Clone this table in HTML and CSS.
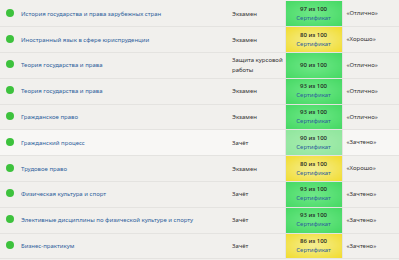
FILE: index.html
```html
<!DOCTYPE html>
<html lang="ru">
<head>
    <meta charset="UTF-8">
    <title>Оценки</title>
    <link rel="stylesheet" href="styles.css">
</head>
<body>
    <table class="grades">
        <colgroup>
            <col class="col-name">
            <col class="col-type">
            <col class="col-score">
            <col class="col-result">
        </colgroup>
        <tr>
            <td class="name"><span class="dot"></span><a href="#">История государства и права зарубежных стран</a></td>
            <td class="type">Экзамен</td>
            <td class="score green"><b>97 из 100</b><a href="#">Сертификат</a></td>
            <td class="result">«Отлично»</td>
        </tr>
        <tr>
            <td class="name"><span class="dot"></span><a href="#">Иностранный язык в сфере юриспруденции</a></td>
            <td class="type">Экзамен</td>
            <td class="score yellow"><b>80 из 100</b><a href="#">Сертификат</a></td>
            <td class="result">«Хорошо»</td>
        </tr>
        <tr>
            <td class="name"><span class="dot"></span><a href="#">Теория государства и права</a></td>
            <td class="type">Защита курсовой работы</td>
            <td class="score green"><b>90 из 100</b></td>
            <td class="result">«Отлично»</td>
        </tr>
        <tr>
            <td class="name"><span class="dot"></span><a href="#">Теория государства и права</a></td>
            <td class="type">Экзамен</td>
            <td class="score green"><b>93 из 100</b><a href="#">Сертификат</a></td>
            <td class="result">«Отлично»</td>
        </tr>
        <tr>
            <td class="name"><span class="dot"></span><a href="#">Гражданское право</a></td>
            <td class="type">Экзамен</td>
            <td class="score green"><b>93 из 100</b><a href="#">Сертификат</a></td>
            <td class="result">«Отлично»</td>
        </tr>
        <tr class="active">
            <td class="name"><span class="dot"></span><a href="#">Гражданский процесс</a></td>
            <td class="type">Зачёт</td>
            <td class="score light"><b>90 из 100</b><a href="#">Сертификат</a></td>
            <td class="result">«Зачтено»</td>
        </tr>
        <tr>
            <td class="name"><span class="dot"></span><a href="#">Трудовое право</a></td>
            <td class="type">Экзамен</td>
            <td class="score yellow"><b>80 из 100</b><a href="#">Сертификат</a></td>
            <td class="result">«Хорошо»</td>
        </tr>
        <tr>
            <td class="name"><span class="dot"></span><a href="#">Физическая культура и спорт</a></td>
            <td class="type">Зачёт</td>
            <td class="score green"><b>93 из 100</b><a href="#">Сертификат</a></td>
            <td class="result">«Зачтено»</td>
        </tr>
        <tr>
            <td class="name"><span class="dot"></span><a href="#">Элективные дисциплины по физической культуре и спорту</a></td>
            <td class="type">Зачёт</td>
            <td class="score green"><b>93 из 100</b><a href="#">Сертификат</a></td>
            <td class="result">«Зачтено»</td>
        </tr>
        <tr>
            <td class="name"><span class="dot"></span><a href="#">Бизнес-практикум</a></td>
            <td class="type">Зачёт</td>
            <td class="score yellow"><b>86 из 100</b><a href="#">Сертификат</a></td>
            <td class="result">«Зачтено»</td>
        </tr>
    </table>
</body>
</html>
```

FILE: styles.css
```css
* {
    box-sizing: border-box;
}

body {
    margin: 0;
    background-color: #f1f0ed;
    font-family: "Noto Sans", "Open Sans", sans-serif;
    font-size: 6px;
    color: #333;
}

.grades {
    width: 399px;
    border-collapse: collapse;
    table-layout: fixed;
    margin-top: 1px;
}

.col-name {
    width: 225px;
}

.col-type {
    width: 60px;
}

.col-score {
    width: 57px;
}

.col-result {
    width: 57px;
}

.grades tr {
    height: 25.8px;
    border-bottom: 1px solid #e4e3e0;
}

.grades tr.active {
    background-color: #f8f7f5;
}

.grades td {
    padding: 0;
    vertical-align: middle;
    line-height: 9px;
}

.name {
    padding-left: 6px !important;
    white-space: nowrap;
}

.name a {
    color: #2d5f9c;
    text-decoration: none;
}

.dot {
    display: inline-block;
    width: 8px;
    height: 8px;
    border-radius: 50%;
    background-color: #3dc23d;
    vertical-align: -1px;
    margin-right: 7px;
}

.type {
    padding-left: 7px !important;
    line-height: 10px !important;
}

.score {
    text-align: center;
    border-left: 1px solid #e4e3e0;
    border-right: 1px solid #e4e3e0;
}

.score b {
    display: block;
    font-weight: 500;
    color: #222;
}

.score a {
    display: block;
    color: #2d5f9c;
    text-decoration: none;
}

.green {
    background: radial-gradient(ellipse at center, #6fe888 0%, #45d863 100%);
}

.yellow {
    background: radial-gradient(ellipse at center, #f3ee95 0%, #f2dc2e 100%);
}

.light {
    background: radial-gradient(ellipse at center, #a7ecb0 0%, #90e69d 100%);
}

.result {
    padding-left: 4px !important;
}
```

### [Goal of the exercise]
Extract every line above containing the word "table".

### [Right answer]
Clone this table in HTML and CSS.
    <table class="grades">
    </table>
    table-layout: fixed;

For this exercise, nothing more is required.